CyberARTS students are expected to contribute to the program, school and/or greater community. These community hours will involve student application of their artistic, creative design and technological abilities in a variety of areas. Some examples include:
- Graphic design for the school newspaper or yearbook
- Environmental design for the science program
- Fashion design for the DMCI Fashion Show
- Stage Design for the Drama and Music Program
- Web design for individual programs at DMCI

Students are encouraged to take on leadership roles in these activities as part of the curriculum and skills training.

Teachers of the CyberARTs program specialize in visual art education and have had a background as a working professional involved in some aspect of the visual arts. Former experience includes being artists, filmmakers, curators, art administrators, designers and graphic artists.

==Entrance Requirements==

Entry to the high school program is based on a successful interview, and application package.
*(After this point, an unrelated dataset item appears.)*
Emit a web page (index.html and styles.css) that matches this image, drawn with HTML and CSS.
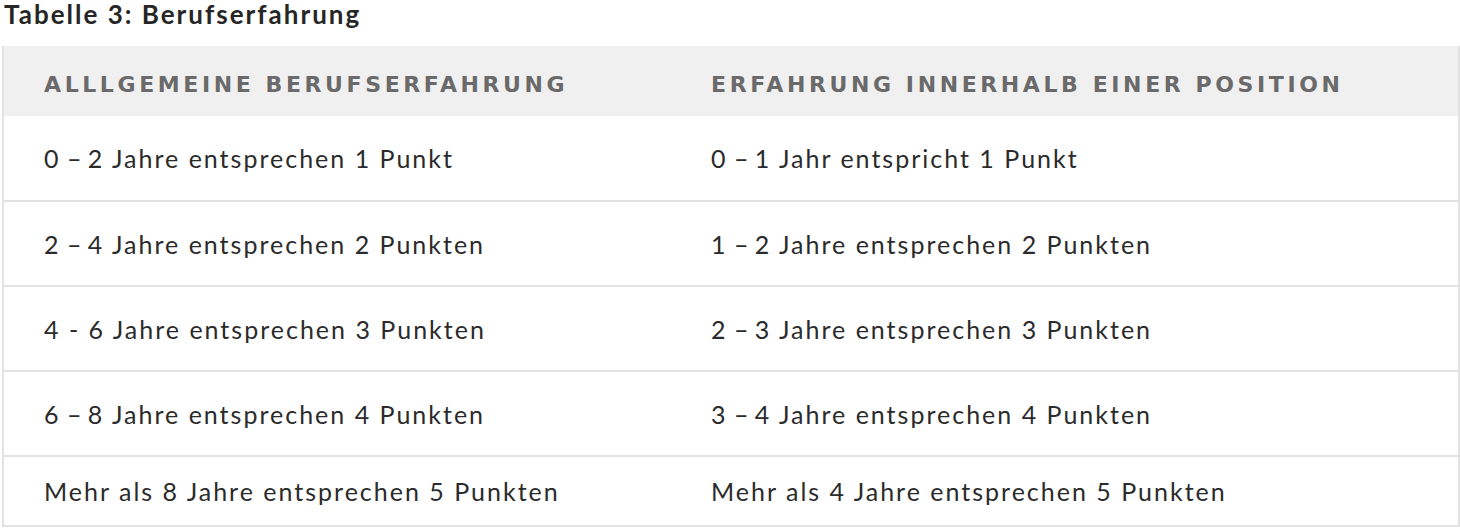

The interview involves completing a creative activity, such as a still life drawing. The potential student will be assessed in a 15-minute face to face interview with two CyberARTS teachers, and two senior CyberARTS students. It is recommended that the student brings a portfolio and sketchbook. The application package includes a student information sheet, an interest and background form (for students applying in grade 7 or 8 only), a parent nomination form, a creative writing piece, a self-portrait (using only a pencil), and a release of information form. Prospective students are required submit this package to the school of their choice by the beginning of the year.